**WRITTEN REQUEST:** Output the data word for word, dropping every image.

**DATASET CONTENT:**
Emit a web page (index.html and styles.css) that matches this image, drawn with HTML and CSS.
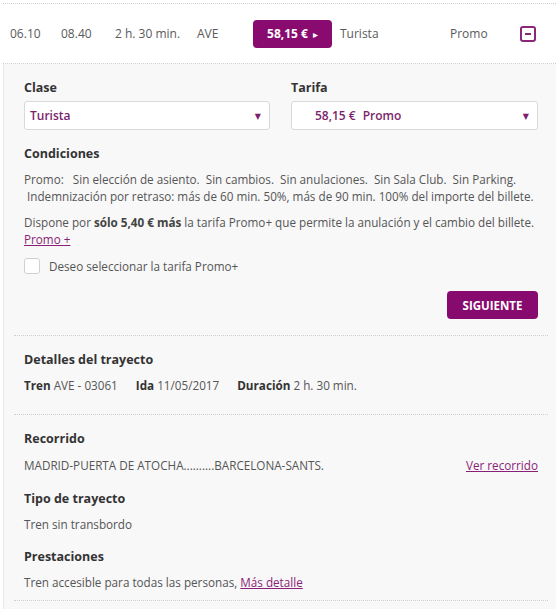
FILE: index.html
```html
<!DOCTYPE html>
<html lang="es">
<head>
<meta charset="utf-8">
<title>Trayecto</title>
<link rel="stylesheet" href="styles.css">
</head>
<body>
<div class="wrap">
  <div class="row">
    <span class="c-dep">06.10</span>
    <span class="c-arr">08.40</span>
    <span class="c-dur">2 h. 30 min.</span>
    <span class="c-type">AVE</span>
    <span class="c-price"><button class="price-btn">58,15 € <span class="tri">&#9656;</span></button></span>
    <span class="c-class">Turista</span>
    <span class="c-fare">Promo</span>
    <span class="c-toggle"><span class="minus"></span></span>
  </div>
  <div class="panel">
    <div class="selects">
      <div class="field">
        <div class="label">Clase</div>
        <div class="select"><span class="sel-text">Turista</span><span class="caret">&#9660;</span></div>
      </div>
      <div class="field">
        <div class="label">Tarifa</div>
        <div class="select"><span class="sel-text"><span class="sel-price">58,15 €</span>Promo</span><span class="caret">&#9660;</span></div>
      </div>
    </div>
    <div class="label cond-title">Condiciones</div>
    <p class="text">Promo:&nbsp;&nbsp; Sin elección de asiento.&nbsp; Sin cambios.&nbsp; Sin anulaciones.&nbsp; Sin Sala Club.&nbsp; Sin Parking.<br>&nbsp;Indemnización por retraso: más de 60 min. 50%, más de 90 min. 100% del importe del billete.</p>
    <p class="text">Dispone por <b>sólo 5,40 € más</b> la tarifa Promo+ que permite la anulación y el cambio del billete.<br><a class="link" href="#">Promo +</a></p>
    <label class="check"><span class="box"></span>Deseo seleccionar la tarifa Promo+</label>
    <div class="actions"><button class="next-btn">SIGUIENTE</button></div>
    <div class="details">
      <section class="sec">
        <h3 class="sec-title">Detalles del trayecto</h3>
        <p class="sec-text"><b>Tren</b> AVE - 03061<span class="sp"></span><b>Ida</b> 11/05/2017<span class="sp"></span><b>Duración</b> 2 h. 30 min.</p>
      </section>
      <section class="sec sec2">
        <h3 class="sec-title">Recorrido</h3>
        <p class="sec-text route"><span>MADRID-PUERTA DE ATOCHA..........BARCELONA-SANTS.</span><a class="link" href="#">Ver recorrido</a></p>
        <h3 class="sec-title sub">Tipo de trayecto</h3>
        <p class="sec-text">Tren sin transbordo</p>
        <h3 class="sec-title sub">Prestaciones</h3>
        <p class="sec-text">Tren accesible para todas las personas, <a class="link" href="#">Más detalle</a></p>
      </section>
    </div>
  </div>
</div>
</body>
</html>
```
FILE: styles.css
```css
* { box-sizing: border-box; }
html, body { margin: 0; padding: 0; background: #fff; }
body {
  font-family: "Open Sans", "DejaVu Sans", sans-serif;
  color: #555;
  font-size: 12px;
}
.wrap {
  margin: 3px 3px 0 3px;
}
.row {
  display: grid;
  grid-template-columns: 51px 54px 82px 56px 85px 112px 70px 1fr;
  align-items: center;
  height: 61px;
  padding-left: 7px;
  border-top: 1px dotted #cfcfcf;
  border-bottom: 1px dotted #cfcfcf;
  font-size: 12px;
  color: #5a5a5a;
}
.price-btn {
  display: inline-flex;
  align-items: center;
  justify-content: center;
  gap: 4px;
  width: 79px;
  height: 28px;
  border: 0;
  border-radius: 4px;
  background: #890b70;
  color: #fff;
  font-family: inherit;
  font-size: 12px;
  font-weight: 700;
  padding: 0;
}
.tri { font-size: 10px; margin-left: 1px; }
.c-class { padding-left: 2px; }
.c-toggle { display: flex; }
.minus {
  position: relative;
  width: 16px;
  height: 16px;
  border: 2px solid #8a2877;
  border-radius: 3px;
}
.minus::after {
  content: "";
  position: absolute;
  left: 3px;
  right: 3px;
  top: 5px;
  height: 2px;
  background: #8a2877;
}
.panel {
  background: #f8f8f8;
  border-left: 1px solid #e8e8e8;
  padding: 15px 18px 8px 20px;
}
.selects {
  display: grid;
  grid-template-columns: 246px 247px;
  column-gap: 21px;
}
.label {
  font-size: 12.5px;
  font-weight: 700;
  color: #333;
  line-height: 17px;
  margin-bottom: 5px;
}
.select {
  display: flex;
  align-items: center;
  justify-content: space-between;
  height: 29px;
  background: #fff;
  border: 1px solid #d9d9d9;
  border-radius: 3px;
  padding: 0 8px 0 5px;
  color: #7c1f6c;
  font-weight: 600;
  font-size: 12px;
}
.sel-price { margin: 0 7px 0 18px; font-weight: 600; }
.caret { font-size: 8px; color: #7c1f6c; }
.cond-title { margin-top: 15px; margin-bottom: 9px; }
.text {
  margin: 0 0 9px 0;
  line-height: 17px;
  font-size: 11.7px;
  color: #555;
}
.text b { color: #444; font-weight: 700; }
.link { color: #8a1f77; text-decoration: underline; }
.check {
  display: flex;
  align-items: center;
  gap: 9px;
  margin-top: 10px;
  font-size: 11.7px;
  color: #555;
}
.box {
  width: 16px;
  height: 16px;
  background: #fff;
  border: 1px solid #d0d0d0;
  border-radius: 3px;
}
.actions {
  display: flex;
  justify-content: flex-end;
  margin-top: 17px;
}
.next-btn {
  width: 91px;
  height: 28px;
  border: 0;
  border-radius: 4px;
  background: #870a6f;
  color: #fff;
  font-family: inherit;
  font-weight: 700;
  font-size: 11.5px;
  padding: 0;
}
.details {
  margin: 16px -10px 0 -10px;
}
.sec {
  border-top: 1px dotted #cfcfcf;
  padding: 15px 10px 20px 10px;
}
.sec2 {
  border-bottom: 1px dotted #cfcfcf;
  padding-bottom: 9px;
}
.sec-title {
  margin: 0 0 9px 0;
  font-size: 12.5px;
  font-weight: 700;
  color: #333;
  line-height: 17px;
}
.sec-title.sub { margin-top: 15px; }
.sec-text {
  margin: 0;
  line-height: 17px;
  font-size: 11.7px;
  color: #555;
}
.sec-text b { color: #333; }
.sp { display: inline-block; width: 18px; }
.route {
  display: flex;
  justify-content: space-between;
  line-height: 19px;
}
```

**WRITTEN RESPONSE:**
Emit a web page (index.html and styles.css) that matches this image, drawn with HTML and CSS.
FILE: index.html
```html
<!DOCTYPE html>
<html lang="es">
<head>
<meta charset="utf-8">
<title>Trayecto</title>
<link rel="stylesheet" href="styles.css">
</head>
<body>
<div class="wrap">
  <div class="row">
    <span class="c-dep">06.10</span>
    <span class="c-arr">08.40</span>
    <span class="c-dur">2 h. 30 min.</span>
    <span class="c-type">AVE</span>
    <span class="c-price"><button class="price-btn">58,15 € <span class="tri">&#9656;</span></button></span>
    <span class="c-class">Turista</span>
    <span class="c-fare">Promo</span>
    <span class="c-toggle"><span class="minus"></span></span>
  </div>
  <div class="panel">
    <div class="selects">
      <div class="field">
        <div class="label">Clase</div>
        <div class="select"><span class="sel-text">Turista</span><span class="caret">&#9660;</span></div>
      </div>
      <div class="field">
        <div class="label">Tarifa</div>
        <div class="select"><span class="sel-text"><span class="sel-price">58,15 €</span>Promo</span><span class="caret">&#9660;</span></div>
      </div>
    </div>
    <div class="label cond-title">Condiciones</div>
    <p class="text">Promo:&nbsp;&nbsp; Sin elección de asiento.&nbsp; Sin cambios.&nbsp; Sin anulaciones.&nbsp; Sin Sala Club.&nbsp; Sin Parking.<br>&nbsp;Indemnización por retraso: más de 60 min. 50%, más de 90 min. 100% del importe del billete.</p>
    <p class="text">Dispone por <b>sólo 5,40 € más</b> la tarifa Promo+ que permite la anulación y el cambio del billete.<br><a class="link" href="#">Promo +</a></p>
    <label class="check"><span class="box"></span>Deseo seleccionar la tarifa Promo+</label>
    <div class="actions"><button class="next-btn">SIGUIENTE</button></div>
    <div class="details">
      <section class="sec">
        <h3 class="sec-title">Detalles del trayecto</h3>
        <p class="sec-text"><b>Tren</b> AVE - 03061<span class="sp"></span><b>Ida</b> 11/05/2017<span class="sp"></span><b>Duración</b> 2 h. 30 min.</p>
      </section>
      <section class="sec sec2">
        <h3 class="sec-title">Recorrido</h3>
        <p class="sec-text route"><span>MADRID-PUERTA DE ATOCHA..........BARCELONA-SANTS.</span><a class="link" href="#">Ver recorrido</a></p>
        <h3 class="sec-title sub">Tipo de trayecto</h3>
        <p class="sec-text">Tren sin transbordo</p>
        <h3 class="sec-title sub">Prestaciones</h3>
        <p class="sec-text">Tren accesible para todas las personas, <a class="link" href="#">Más detalle</a></p>
      </section>
    </div>
  </div>
</div>
</body>
</html>
```
FILE: styles.css
```css
* { box-sizing: border-box; }
html, body { margin: 0; padding: 0; background: #fff; }
body {
  font-family: "Open Sans", "DejaVu Sans", sans-serif;
  color: #555;
  font-size: 12px;
}
.wrap {
  margin: 3px 3px 0 3px;
}
.row {
  display: grid;
  grid-template-columns: 51px 54px 82px 56px 85px 112px 70px 1fr;
  align-items: center;
  height: 61px;
  padding-left: 7px;
  border-top: 1px dotted #cfcfcf;
  border-bottom: 1px dotted #cfcfcf;
  font-size: 12px;
  color: #5a5a5a;
}
.price-btn {
  display: inline-flex;
  align-items: center;
  justify-content: center;
  gap: 4px;
  width: 79px;
  height: 28px;
  border: 0;
  border-radius: 4px;
  background: #890b70;
  color: #fff;
  font-family: inherit;
  font-size: 12px;
  font-weight: 700;
  padding: 0;
}
.tri { font-size: 10px; margin-left: 1px; }
.c-class { padding-left: 2px; }
.c-toggle { display: flex; }
.minus {
  position: relative;
  width: 16px;
  height: 16px;
  border: 2px solid #8a2877;
  border-radius: 3px;
}
.minus::after {
  content: "";
  position: absolute;
  left: 3px;
  right: 3px;
  top: 5px;
  height: 2px;
  background: #8a2877;
}
.panel {
  background: #f8f8f8;
  border-left: 1px solid #e8e8e8;
  padding: 15px 18px 8px 20px;
}
.selects {
  display: grid;
  grid-template-columns: 246px 247px;
  column-gap: 21px;
}
.label {
  font-size: 12.5px;
  font-weight: 700;
  color: #333;
  line-height: 17px;
  margin-bottom: 5px;
}
.select {
  display: flex;
  align-items: center;
  justify-content: space-between;
  height: 29px;
  background: #fff;
  border: 1px solid #d9d9d9;
  border-radius: 3px;
  padding: 0 8px 0 5px;
  color: #7c1f6c;
  font-weight: 600;
  font-size: 12px;
}
.sel-price { margin: 0 7px 0 18px; font-weight: 600; }
.caret { font-size: 8px; color: #7c1f6c; }
.cond-title { margin-top: 15px; margin-bottom: 9px; }
.text {
  margin: 0 0 9px 0;
  line-height: 17px;
  font-size: 11.7px;
  color: #555;
}
.text b { color: #444; font-weight: 700; }
.link { color: #8a1f77; text-decoration: underline; }
.check {
  display: flex;
  align-items: center;
  gap: 9px;
  margin-top: 10px;
  font-size: 11.7px;
  color: #555;
}
.box {
  width: 16px;
  height: 16px;
  background: #fff;
  border: 1px solid #d0d0d0;
  border-radius: 3px;
}
.actions {
  display: flex;
  justify-content: flex-end;
  margin-top: 17px;
}
.next-btn {
  width: 91px;
  height: 28px;
  border: 0;
  border-radius: 4px;
  background: #870a6f;
  color: #fff;
  font-family: inherit;
  font-weight: 700;
  font-size: 11.5px;
  padding: 0;
}
.details {
  margin: 16px -10px 0 -10px;
}
.sec {
  border-top: 1px dotted #cfcfcf;
  padding: 15px 10px 20px 10px;
}
.sec2 {
  border-bottom: 1px dotted #cfcfcf;
  padding-bottom: 9px;
}
.sec-title {
  margin: 0 0 9px 0;
  font-size: 12.5px;
  font-weight: 700;
  color: #333;
  line-height: 17px;
}
.sec-title.sub { margin-top: 15px; }
.sec-text {
  margin: 0;
  line-height: 17px;
  font-size: 11.7px;
  color: #555;
}
.sec-text b { color: #333; }
.sp { display: inline-block; width: 18px; }
.route {
  display: flex;
  justify-content: space-between;
  line-height: 19px;
}
```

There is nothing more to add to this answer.